▶ _What you should do_:
In the material below, identify each line bearing the word "that". Reproduce those lines.

#### Input material ####

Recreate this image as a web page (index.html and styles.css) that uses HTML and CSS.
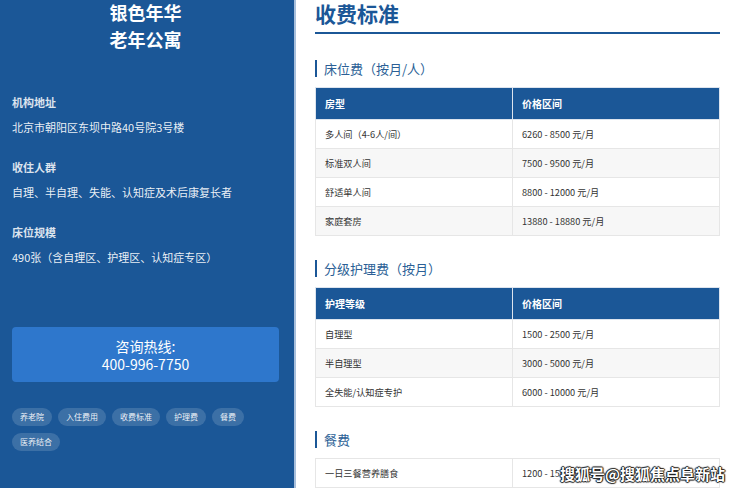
FILE: index.html
```html
<!DOCTYPE html>
<html lang="zh-CN">
<head>
<meta charset="utf-8">
<title>银色年华老年公寓 - 收费标准</title>
<link rel="stylesheet" href="styles.css">
</head>
<body>
<div class="page">
  <aside class="sidebar">
    <div class="brand">银色年华<br>老年公寓</div>
    <div class="info">
      <div class="group">
        <div class="label">机构地址</div>
        <div class="value">北京市朝阳区东坝中路40号院3号楼</div>
      </div>
      <div class="group">
        <div class="label">收住人群</div>
        <div class="value">自理、半自理、失能、认知症及术后康复长者</div>
      </div>
      <div class="group">
        <div class="label">床位规模</div>
        <div class="value">490张（含自理区、护理区、认知症专区）</div>
      </div>
    </div>
    <div class="hotline">咨询热线:<br>400-996-7750</div>
    <div class="tags">
      <span class="tag">养老院</span>
      <span class="tag">入住费用</span>
      <span class="tag">收费标准</span>
      <span class="tag">护理费</span>
      <span class="tag">餐费</span>
      <span class="tag">医养结合</span>
    </div>
  </aside>
  <main class="content">
    <h1 class="title">收费标准</h1>
    <section class="section">
      <h2 class="section-title">床位费（按月/人）</h2>
      <table class="fee-table">
        <colgroup><col class="col-a"><col></colgroup>
        <thead><tr><th>房型</th><th>价格区间</th></tr></thead>
        <tbody>
          <tr><td>多人间（4-6人/间）</td><td>6260 - 8500 元/月</td></tr>
          <tr><td>标准双人间</td><td>7500 - 9500 元/月</td></tr>
          <tr><td>舒适单人间</td><td>8800 - 12000 元/月</td></tr>
          <tr><td>家庭套房</td><td>13880 - 18880 元/月</td></tr>
        </tbody>
      </table>
    </section>
    <section class="section">
      <h2 class="section-title">分级护理费（按月）</h2>
      <table class="fee-table">
        <colgroup><col class="col-a"><col></colgroup>
        <thead><tr><th>护理等级</th><th>价格区间</th></tr></thead>
        <tbody>
          <tr><td>自理型</td><td>1500 - 2500 元/月</td></tr>
          <tr><td>半自理型</td><td>3000 - 5000 元/月</td></tr>
          <tr><td>全失能/认知症专护</td><td>6000 - 10000 元/月</td></tr>
        </tbody>
      </table>
    </section>
    <section class="section">
      <h2 class="section-title">餐费</h2>
      <table class="fee-table">
        <colgroup><col class="col-a"><col></colgroup>
        <tbody>
          <tr><td>一日三餐营养膳食</td><td>1200 - 1500 元/月</td></tr>
          <tr><td>特殊治疗膳食</td><td>1500 - 1800 元/月</td></tr>
        </tbody>
      </table>
    </section>
  </main>
  <div class="watermark">搜狐号@搜狐焦点阜新站</div>
</div>
</body>
</html>
```

FILE: styles.css
```css
* { box-sizing: border-box; }
html, body {
  margin: 0;
  padding: 0;
  height: 488px;
  overflow: hidden;
  background: #fff;
  font-family: "Noto Sans CJK SC", "Noto Sans", sans-serif;
}
.page {
  position: relative;
  display: flex;
  height: 488px;
  overflow: hidden;
}
.sidebar {
  width: 296px;
  flex: none;
  background: #1b5797;
  border-right: 2px solid #a8bfdb;
  padding: 0 15px 0 12px;
  color: #fff;
}
.brand {
  margin-top: -1px;
  text-align: center;
  font-size: 18px;
  font-weight: 700;
  line-height: 27px;
}
.info {
  margin-top: 41px;
  display: flex;
  flex-direction: column;
  gap: 24px;
}
.group {
  display: flex;
  flex-direction: column;
  gap: 9px;
}
.label {
  font-size: 11px;
  font-weight: 700;
  line-height: 16px;
  color: rgba(255, 255, 255, 0.85);
}
.value {
  font-size: 11px;
  line-height: 16px;
  color: rgba(255, 255, 255, 0.92);
}
.hotline {
  margin-top: 62px;
  background: #2e77cc;
  border-radius: 4px;
  padding: 10px 0 9px;
  text-align: center;
  font-size: 14px;
  line-height: 18px;
  color: #fff;
}
.tags {
  margin-top: 26px;
  display: flex;
  flex-wrap: wrap;
  gap: 7px 6px;
}
.tag {
  height: 18px;
  line-height: 18px;
  padding: 0 8px;
  border-radius: 9px;
  background: rgba(255, 255, 255, 0.15);
  font-size: 8px;
  color: rgba(255, 255, 255, 0.92);
}
.content {
  flex: 1;
  padding: 0 20px 0 19px;
}
.title {
  margin: 0;
  font-size: 21px;
  font-weight: 700;
  line-height: 26px;
  padding-bottom: 6px;
  color: #1b5797;
  border-bottom: 2px solid #1b5797;
}
.section { margin-top: 24px; }
.section:first-of-type { margin-top: 26px; }
.section-title {
  margin: 0 0 10px;
  font-size: 13px;
  font-weight: 400;
  line-height: 17px;
  color: #2b5f96;
  border-left: 2px solid #1b5797;
  padding-left: 7px;
}
.fee-table {
  width: 100%;
  border-collapse: collapse;
  table-layout: fixed;
  border: 1px solid #e2e2e2;
}
.col-a { width: 197px; }
.fee-table th {
  height: 32px;
  padding: 0 9px;
  background: #1b5797;
  color: #fff;
  font-size: 10px;
  font-weight: 700;
  text-align: left;
  border: 1px solid #dde4ee;
}
.fee-table td {
  height: 29px;
  padding: 0 9px;
  font-size: 9.2px;
  color: #333;
  border: 1px solid #e6e6e6;
}
.fee-table tbody tr:nth-child(even) td { background: #f7f7f7; }
.watermark {
  position: absolute;
  right: 15px;
  bottom: 4px;
  font-size: 15px;
  font-weight: 700;
  color: #fff;
  text-shadow: 0 0 1px #000, 1px 0 1px #222, -1px 0 1px #222, 0 1px 1px #222, 0 -1px 1px #222;
}
```
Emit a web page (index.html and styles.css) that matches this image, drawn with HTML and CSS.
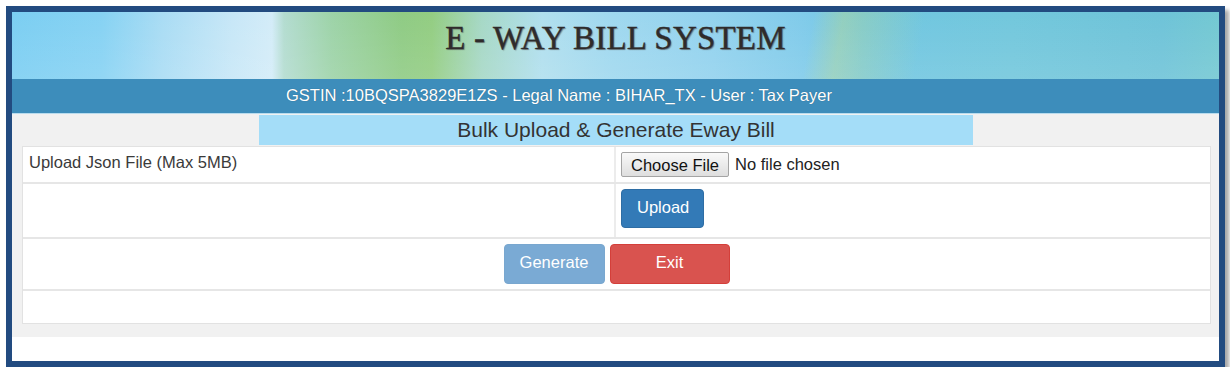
FILE: index.html
```html
<!DOCTYPE html>
<html>
<head>
<meta charset="utf-8">
<link rel="stylesheet" href="styles.css">
</head>
<body>
<div class="frame">
  <div class="banner">
    <div class="banner-glow"></div>
    <h1 class="title">E - WAY BILL SYSTEM</h1>
  </div>
  <div class="infobar">GSTIN :10BQSPA3829E1ZS - Legal Name : BIHAR_TX - User : Tax Payer</div>
  <div class="workarea">
    <div class="heading">Bulk Upload &amp; Generate Eway Bill</div>
    <div class="tbl">
      <div class="row row1">
        <div class="cell left">Upload Json File (Max 5MB)</div>
        <div class="cell right">
          <button class="choose">Choose File</button><span class="nofile">No file chosen</span>
        </div>
      </div>
      <div class="row row2">
        <div class="cell left"></div>
        <div class="cell right"><button class="btn btn-primary">Upload</button></div>
      </div>
      <div class="row row3">
        <div class="cell full">
          <button class="btn btn-disabled">Generate</button>
          <button class="btn btn-danger">Exit</button>
        </div>
      </div>
      <div class="row row4"><div class="cell full"></div></div>
    </div>
  </div>
  <div class="footer-space"></div>
</div>
</body>
</html>
```

FILE: styles.css
```css
* { box-sizing: border-box; }
html, body { margin: 0; padding: 0; background: #ffffff; }
body { font-family: "Liberation Sans", Arial, sans-serif; color: #333; }

.frame {
  margin: 6px 0 0 6px;
  width: 1219px;
  height: 361px;
  border: 6px solid #224b80;
  background: #ffffff;
  box-shadow: 4px 4px 4px rgba(0,0,0,0.35);
  display: flex;
  flex-direction: column;
}

.banner {
  position: relative;
  height: 67px;
  background:
    linear-gradient(90deg,
      #7bcef2 0px, #86d2f3 90px, #a9dcf4 150px, #c7e7f7 220px, #d3ecf8 260px,
      #b3dcd0 272px, #9dd3a8 320px, #8fcb84 390px, #93cd82 420px,
      #a6d8c6 470px, #b0dfee 530px, #9fd8ef 600px, #92d2ee 700px,
      #80cbea 790px, #70c6e2 850px, #72c7dc 1000px, #6ec3d8 1150px, #73c8d2 1207px);
  overflow: hidden;
}
.banner-glow {
  position: absolute;
  inset: 0;
  background:
    linear-gradient(180deg, rgba(255,255,255,0) 0%, rgba(255,255,255,0.10) 100%),
    linear-gradient(100deg, rgba(0,0,0,0) 790px, rgba(200,220,120,0.35) 820px, rgba(0,0,0,0) 900px);
}
.title {
  position: relative;
  margin: 0;
  padding-top: 9px;
  text-align: center;
  font-family: "Liberation Serif", "Times New Roman", serif;
  font-weight: normal;
  font-size: 33px;
  line-height: 34px;
  letter-spacing: 0.2px;
  color: #2f2b2b;
  -webkit-text-stroke: 0.4px #2f2b2b;
  text-shadow: 1px 1px 1px rgba(80,80,80,0.6);
}

.infobar {
  height: 35px;
  background: #3d8dbb;
  border-bottom: 1px solid #b9dcee;
  color: #ffffff;
  font-size: 16.5px;
  line-height: 33px;
  text-align: center;
  padding-right: 113px;
  text-shadow: 0 0 1px rgba(0,0,0,0.35);
}

.workarea {
  background: #f1f1f1;
  height: 223px;
  padding: 1px 8px 0 10px;
}
.heading {
  margin-left: 237px;
  width: 714px;
  height: 30px;
  background: #a4ddf8;
  text-align: center;
  font-size: 21px;
  line-height: 29px;
  color: #333;
}
.tbl {
  margin-top: 1px;
  background: #ffffff;
  border: 1px solid #e2e2e2;
}
.row { display: flex; border-top: 2px solid #e6e6e6; }
.row1 { border-top: none; height: 35px; }
.row2 { height: 55px; }
.row3 { height: 52px; }
.row4 { height: 34px; }

.cell { font-size: 16.5px; }
.left {
  width: 593px;
  border-right: 2px solid #ececec;
  padding: 6px 6px;
  color: #3a3a3a;
}
.right {
  flex: 1;
  padding: 5px 5px;
  display: flex;
  align-items: flex-start;
}
.full {
  flex: 1;
  padding-top: 5px;
  display: flex;
  justify-content: center;
  align-items: flex-start;
  gap: 5px;
}

.choose {
  font-family: "Liberation Sans", Arial, sans-serif;
  font-size: 16.5px;
  height: 25px;
  padding: 0 9px;
  color: #111;
  background: linear-gradient(#f9f9f9, #dedede);
  border: 1px solid #a4a4a4;
  border-radius: 2px;
  line-height: 22px;
}
.nofile {
  margin-left: 6px;
  line-height: 25px;
  color: #222;
}

.btn {
  font-family: "Liberation Sans", Arial, sans-serif;
  font-size: 16.5px;
  color: #ffffff;
  border-radius: 4px;
  border: 1px solid transparent;
  line-height: 22px;
  padding: 0 15px 4px;
}
.btn-primary {
  height: 39px;
  width: 83px;
  background: #337ab7;
  border-color: #2e6da4;
}
.btn-disabled {
  height: 40px;
  width: 101px;
  background: #7aaad4;
  border-color: #79a7cf;
}
.btn-danger {
  height: 40px;
  width: 120px;
  background: #d9534f;
  border-color: #d43f3a;
}

.footer-space { flex: 1; background: #ffffff; }
```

####

▶ _Problem solution_:
Recreate this image as a web page (index.html and styles.css) that uses HTML and CSS.
Emit a web page (index.html and styles.css) that matches this image, drawn with HTML and CSS.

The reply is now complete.